Court Orders New Trials in Elijah McClain's Death

Ruling faults jury instructions on criminally negligent homicide charges
By Newser Editors and Wire Services
Posted Jun 4, 2026 5:08 PM CDT
Paramedics to Get New Trials in Elijah McClain's Death
Former paramedic Jeremy Cooper, who injected Elijah McClain with ketamine before his death, sits in court for sentencing, Friday, April 26, 2024, in Brighton, Colo.   (ABC News One/Pool via AP, File)

A Colorado court reversed homicide convictions against two paramedics on Thursday in the 2019 death of Elijah McClain, a Black man who was pinned down by police and injected with a fatal dose of ketamine. The appeals court ordered new trials for Aurora Fire Rescue paramedics Jeremy Cooper and Peter Cichuniec, the AP reports. McClain, 23, had been forcibly restrained and put in a neck hold by police, who stopped him in response to a suspicious person complaint as the massage therapist walked home from a convenience store in the Denver suburb in 2019. McClain's final words—"I can't breathe"—foreshadowed those of George Floyd a year later in Minneapolis, and the Colorado man's name became part of the rallying cries for social justice that swept the US in 2020.

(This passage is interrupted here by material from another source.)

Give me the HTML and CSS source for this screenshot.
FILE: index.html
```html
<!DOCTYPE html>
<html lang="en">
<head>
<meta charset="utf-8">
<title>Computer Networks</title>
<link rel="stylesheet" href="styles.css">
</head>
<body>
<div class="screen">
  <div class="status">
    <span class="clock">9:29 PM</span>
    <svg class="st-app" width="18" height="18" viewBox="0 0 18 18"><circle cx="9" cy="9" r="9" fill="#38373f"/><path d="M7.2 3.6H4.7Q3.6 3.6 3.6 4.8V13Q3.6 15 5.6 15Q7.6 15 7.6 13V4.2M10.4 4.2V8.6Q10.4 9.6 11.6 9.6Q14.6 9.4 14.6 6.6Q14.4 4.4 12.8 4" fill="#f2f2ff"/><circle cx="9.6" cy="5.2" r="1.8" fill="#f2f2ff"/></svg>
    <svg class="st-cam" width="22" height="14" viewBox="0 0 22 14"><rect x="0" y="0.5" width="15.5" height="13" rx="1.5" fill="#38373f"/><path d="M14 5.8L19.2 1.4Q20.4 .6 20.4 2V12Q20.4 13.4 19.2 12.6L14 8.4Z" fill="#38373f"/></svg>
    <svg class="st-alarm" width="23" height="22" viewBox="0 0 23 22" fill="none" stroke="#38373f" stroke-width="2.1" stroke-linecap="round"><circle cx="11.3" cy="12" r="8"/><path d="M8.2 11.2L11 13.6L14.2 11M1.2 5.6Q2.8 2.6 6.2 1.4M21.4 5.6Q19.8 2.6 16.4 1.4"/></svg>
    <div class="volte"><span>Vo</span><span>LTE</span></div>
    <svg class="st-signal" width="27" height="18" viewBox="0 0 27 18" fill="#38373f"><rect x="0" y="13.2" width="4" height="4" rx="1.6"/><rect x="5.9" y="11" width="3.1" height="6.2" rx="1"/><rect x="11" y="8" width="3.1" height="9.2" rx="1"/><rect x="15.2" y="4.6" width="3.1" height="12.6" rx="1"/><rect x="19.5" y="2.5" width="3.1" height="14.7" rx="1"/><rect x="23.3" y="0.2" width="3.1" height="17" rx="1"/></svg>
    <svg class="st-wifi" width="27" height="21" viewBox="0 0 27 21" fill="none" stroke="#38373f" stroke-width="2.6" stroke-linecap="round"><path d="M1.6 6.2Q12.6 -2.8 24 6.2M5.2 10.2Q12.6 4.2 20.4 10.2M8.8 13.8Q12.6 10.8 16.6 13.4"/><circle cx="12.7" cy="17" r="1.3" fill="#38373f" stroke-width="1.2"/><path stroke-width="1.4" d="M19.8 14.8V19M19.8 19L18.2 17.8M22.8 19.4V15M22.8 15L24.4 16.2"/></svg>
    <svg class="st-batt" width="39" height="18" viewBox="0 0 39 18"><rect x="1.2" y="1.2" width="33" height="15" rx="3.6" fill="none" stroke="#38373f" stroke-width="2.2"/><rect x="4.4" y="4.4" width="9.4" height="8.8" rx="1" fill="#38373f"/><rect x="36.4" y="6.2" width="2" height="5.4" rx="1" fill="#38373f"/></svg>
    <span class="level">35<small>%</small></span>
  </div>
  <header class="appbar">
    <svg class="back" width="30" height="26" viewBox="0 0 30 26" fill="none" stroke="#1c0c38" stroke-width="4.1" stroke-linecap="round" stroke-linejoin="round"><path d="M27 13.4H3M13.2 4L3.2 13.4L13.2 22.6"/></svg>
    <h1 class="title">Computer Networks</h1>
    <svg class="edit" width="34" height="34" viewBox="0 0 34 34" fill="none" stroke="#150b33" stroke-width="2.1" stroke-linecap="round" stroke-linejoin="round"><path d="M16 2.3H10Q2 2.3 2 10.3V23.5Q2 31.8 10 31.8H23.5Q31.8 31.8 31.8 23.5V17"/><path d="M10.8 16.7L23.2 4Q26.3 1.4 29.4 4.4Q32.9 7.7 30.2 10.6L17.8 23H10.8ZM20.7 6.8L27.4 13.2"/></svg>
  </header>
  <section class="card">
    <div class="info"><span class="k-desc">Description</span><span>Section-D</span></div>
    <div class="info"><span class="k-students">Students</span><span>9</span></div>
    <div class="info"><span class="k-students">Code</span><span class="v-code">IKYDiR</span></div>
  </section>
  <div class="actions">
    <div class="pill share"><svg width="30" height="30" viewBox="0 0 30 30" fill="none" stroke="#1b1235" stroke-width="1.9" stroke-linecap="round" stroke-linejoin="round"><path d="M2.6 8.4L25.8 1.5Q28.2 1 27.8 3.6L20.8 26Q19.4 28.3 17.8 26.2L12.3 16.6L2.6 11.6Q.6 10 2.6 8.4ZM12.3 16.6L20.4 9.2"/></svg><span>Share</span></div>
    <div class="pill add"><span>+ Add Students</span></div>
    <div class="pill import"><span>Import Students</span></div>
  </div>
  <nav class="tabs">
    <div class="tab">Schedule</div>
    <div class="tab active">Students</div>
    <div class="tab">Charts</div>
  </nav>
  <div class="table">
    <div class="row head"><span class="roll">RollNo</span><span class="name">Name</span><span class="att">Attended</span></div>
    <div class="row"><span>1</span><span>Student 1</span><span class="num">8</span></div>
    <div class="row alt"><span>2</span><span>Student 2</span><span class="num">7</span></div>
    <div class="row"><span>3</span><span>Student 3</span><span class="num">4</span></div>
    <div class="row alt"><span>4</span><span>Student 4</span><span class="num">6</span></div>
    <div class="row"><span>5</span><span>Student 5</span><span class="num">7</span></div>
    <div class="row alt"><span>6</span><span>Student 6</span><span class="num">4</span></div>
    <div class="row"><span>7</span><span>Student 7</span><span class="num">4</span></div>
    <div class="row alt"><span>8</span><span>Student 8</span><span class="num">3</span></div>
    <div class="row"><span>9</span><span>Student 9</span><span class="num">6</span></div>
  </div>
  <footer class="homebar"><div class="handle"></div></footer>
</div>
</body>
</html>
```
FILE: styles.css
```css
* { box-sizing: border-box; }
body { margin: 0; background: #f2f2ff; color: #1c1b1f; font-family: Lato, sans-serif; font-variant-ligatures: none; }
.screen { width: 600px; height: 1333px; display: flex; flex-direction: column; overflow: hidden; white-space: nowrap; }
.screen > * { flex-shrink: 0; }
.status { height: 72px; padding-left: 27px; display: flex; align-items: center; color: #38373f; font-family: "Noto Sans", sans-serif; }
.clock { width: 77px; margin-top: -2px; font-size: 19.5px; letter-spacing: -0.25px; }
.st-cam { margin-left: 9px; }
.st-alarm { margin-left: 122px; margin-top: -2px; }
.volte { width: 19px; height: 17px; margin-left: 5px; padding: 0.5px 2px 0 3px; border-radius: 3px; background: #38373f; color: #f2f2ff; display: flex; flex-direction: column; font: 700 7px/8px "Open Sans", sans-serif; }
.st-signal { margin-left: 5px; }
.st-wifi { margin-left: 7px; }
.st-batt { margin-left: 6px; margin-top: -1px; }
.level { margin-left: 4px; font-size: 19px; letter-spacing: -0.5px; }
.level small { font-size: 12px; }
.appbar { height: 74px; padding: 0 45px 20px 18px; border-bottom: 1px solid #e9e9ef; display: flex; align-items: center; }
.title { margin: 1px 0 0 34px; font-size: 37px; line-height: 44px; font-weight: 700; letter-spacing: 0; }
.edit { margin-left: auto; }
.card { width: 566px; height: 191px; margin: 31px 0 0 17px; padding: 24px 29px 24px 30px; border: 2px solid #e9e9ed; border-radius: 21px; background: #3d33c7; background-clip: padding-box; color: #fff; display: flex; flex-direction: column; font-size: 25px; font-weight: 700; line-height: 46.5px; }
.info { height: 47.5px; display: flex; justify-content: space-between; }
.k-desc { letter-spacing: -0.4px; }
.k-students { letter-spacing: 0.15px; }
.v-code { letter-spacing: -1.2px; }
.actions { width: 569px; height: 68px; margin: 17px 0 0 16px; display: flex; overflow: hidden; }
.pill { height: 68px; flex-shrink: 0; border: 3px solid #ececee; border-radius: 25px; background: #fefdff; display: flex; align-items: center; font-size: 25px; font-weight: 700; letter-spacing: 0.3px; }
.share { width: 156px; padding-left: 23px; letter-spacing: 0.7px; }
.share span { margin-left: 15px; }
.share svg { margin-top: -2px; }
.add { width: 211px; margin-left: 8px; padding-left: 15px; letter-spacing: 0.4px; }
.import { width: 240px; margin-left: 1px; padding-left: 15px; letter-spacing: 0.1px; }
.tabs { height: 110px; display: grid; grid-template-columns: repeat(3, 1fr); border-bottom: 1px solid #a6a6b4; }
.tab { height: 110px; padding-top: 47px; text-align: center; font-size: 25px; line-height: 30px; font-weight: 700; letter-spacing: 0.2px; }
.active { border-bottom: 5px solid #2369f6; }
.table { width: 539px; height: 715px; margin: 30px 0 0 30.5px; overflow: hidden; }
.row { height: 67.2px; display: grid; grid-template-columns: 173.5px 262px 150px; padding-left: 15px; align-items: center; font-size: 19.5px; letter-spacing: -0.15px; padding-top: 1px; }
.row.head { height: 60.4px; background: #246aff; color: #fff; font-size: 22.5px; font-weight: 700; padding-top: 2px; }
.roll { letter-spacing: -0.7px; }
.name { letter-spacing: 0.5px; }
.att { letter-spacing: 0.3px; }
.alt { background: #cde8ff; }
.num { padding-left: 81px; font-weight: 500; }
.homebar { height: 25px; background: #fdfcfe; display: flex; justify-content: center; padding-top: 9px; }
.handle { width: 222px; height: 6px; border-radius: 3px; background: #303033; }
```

Criminal charges against paramedics and emergency medical technicians involved in police custody cases are rare. As McClain's death and others raised questions about the use of ketamine to subdue struggling suspects, the Colorado prosecution sent shock waves through the ranks of first responders across the US. A jury in 2023 found Cooper and Cichuniec guilty of criminally negligent homicide following a weekslong trial in state district court. The jurors also found Cichuniec guilty of second-degree felony assault. Cichuniec received five years in prison. Cooper avoided prison and was sentenced to 14 months in jail with work release and probation.

The appeals court upheld Cichuniec's assault conviction but faulted the instructions given to jurors with respect to the criminally negligent homicide charges before they deliberated. Thursday's ruling sends their cases back to a lower court for a new trial on that charge. Cichuniec was released early from prison in 2024 after a judge reduced his sentence to four years' probation. That judge, Mark Warner, cited "unusual and extenuating circumstances," a part of Colorado's mandatory sentencing law that allows a court to modify a sentence after a defendant has served at least 119 days in prison. Warner said that Cichuniec had to make a quick decision the night of the arrest as the highest-ranking paramedic at the scene.